Among the entries below, copy only the span from the line containing "Emit a component" through the line containing "h-[567px] bg-[#ececec] flex". Do so exactly, and skip the pictures.
** Start **
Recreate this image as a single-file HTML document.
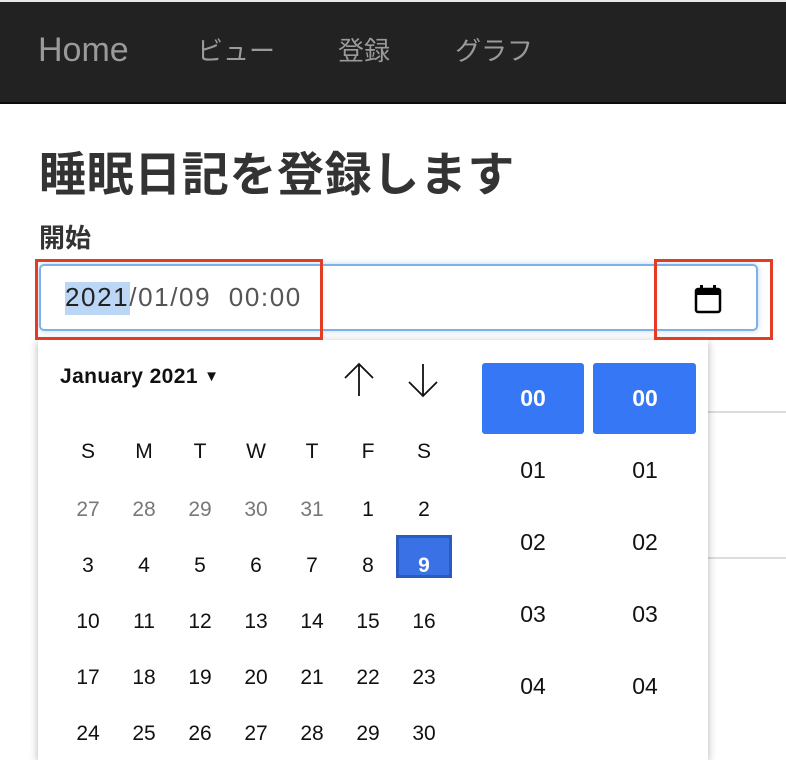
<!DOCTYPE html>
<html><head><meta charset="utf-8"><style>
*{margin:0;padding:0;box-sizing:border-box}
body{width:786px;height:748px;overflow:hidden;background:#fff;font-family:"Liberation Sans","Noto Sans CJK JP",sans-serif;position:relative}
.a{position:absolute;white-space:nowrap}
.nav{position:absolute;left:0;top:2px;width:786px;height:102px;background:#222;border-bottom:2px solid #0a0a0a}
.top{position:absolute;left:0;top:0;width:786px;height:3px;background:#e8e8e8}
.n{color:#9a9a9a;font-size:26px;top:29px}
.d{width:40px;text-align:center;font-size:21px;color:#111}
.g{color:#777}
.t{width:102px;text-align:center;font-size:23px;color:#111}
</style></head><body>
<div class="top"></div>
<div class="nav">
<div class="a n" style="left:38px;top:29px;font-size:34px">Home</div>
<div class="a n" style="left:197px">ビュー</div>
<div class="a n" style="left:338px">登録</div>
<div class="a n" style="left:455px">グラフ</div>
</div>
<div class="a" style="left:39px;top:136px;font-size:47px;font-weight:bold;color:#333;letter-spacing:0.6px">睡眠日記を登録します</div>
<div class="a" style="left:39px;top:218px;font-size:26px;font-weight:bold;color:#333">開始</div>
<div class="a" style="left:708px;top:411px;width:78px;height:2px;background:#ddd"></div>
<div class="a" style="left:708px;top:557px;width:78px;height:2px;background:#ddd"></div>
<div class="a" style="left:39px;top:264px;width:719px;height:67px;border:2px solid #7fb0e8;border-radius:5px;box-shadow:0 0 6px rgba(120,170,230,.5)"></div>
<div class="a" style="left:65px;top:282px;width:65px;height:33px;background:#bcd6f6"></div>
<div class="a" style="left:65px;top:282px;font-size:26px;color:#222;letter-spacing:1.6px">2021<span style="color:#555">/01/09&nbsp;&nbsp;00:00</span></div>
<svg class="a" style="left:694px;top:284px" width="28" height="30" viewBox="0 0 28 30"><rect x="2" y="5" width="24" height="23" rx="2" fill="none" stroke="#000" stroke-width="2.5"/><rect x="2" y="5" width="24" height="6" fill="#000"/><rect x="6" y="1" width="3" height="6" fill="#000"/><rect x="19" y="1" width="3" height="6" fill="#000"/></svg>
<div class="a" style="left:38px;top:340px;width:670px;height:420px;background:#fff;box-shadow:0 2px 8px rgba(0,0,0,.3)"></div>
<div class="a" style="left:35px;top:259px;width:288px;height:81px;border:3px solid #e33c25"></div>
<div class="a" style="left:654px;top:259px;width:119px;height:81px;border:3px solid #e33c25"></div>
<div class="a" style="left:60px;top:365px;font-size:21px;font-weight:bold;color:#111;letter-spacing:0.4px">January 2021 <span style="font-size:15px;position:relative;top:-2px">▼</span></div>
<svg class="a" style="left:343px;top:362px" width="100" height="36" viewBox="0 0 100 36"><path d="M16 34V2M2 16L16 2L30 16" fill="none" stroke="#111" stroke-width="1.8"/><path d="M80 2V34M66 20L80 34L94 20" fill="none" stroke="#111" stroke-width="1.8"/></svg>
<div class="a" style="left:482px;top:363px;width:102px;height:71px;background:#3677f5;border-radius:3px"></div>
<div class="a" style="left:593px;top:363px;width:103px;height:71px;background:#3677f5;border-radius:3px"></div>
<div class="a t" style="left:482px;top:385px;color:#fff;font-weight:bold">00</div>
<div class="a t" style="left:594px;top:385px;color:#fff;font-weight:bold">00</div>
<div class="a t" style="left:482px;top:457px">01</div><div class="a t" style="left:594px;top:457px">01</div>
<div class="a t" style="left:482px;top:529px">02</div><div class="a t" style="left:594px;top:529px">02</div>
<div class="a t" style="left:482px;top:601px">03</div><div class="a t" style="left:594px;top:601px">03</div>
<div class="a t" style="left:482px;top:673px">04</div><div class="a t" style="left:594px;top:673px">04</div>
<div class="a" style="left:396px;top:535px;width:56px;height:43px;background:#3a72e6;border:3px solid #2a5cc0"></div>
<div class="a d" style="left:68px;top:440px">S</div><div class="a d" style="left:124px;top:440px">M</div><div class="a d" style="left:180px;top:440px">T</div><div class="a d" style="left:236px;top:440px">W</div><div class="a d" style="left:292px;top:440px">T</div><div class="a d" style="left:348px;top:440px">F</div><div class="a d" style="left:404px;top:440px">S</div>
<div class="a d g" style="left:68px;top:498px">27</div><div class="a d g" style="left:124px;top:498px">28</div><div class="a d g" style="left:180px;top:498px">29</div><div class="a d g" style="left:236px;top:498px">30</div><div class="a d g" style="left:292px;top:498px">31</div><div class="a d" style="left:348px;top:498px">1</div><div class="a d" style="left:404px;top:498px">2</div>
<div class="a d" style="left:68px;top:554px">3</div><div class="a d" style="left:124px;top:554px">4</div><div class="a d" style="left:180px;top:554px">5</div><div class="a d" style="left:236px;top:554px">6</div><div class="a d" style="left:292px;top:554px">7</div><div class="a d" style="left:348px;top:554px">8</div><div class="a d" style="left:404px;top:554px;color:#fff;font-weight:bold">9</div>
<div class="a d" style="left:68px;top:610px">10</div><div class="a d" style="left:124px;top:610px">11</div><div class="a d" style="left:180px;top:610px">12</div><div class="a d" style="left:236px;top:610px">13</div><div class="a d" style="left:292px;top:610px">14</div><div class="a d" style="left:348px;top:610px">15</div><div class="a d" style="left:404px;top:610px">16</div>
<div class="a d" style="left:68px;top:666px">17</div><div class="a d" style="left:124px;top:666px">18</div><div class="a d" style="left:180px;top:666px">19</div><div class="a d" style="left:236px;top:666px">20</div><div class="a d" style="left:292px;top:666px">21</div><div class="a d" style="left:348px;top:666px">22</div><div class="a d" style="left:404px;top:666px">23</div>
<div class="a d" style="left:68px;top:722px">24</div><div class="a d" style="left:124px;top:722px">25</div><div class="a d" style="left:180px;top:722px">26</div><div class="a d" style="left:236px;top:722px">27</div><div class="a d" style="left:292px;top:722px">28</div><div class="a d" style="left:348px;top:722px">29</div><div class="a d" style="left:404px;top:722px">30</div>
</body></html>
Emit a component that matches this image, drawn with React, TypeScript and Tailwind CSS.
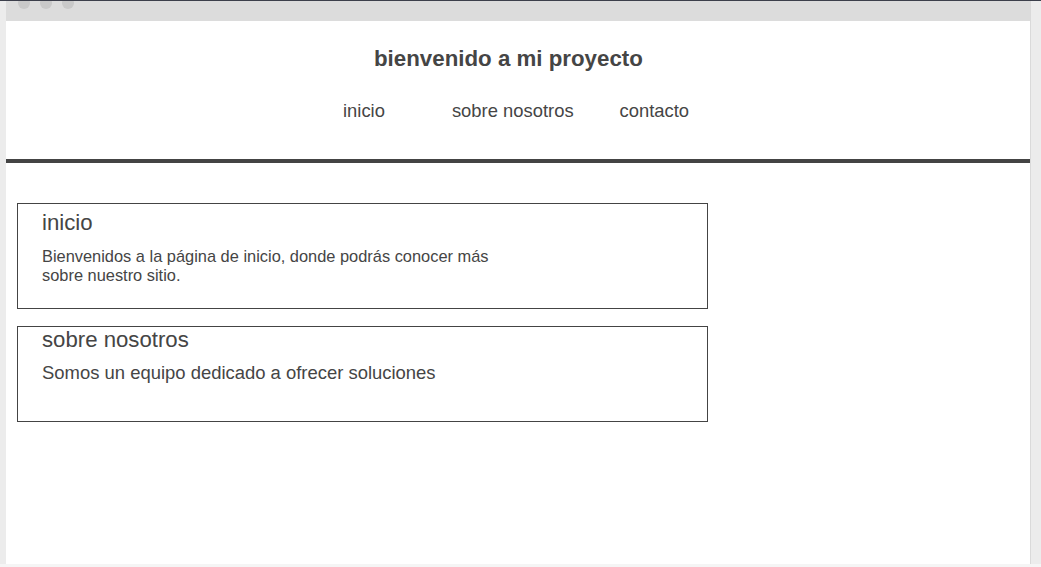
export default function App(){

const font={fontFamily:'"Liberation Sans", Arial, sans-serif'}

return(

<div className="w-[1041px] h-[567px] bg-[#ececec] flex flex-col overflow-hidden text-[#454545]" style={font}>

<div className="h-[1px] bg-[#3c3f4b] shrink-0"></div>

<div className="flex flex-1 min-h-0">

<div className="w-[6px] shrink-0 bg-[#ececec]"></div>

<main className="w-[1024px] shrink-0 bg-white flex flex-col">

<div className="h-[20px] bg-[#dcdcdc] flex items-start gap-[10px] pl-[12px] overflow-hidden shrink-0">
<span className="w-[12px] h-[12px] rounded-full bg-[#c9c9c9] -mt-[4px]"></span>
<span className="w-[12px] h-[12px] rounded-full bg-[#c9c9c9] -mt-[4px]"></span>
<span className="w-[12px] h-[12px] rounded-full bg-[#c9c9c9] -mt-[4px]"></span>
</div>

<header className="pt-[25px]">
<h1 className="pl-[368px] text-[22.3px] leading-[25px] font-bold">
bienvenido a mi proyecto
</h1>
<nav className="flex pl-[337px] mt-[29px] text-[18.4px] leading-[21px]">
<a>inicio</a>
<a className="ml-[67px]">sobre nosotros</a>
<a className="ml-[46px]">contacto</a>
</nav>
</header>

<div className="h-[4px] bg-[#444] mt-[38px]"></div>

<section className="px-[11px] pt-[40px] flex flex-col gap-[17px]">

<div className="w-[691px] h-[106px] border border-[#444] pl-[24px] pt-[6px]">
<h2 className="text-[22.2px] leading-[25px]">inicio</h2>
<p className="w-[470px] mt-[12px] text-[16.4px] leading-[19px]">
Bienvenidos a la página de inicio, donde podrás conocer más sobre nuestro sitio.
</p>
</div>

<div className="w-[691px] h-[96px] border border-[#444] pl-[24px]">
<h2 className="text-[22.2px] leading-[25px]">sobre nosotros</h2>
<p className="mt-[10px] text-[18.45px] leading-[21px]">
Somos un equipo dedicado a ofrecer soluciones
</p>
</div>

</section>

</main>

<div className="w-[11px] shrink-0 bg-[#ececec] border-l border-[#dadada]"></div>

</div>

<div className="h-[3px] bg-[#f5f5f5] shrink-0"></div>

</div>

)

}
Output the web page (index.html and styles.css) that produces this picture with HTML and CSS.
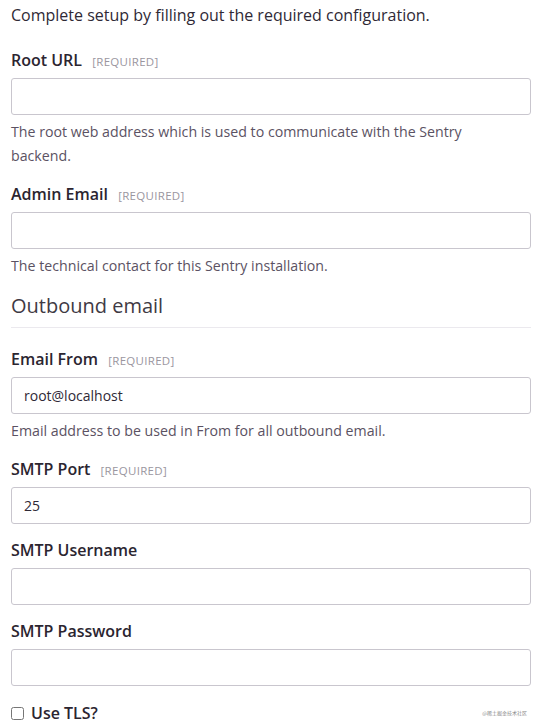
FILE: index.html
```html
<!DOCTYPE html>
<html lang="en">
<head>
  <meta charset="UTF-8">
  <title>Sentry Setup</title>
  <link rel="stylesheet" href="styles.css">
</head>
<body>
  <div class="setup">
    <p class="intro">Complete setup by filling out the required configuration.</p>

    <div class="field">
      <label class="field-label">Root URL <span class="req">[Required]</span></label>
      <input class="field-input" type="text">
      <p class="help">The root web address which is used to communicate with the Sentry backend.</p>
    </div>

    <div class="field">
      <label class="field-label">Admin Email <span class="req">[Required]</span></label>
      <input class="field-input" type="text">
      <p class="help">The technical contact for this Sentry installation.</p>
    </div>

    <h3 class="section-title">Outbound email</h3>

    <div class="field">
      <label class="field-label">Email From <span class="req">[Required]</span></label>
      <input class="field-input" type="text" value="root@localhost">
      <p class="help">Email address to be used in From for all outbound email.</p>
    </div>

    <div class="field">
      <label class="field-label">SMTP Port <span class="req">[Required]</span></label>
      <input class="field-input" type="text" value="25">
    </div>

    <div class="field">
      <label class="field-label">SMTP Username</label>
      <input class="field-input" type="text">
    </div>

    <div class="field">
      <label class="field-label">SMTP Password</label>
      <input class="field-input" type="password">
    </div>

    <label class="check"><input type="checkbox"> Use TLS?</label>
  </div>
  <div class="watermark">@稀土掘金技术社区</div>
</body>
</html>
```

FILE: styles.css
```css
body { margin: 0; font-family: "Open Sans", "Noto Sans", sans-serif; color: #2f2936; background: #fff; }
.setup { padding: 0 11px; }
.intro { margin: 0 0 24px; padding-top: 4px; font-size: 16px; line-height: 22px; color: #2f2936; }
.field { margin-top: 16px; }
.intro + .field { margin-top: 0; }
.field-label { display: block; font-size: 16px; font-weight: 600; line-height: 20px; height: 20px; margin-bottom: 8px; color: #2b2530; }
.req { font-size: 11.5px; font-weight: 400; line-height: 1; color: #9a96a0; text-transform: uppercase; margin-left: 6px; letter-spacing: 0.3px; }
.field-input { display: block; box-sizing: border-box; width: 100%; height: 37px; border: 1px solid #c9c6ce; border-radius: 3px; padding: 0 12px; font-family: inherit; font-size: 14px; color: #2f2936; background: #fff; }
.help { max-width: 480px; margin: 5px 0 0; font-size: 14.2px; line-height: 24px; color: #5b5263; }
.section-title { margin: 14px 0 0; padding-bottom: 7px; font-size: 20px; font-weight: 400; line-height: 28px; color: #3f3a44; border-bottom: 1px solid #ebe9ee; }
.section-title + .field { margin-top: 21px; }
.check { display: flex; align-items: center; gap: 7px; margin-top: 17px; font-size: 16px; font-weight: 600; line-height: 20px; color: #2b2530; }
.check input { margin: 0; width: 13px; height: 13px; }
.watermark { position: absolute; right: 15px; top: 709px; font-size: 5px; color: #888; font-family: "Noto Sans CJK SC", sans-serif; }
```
** End **
→ Answer to this exercise:
Emit a component that matches this image, drawn with React, TypeScript and Tailwind CSS.
export default function App(){

const font={fontFamily:'"Liberation Sans", Arial, sans-serif'}

return(

<div className="w-[1041px] h-[567px] bg-[#ececec] flex flex-col overflow-hidden text-[#454545]" style={font}>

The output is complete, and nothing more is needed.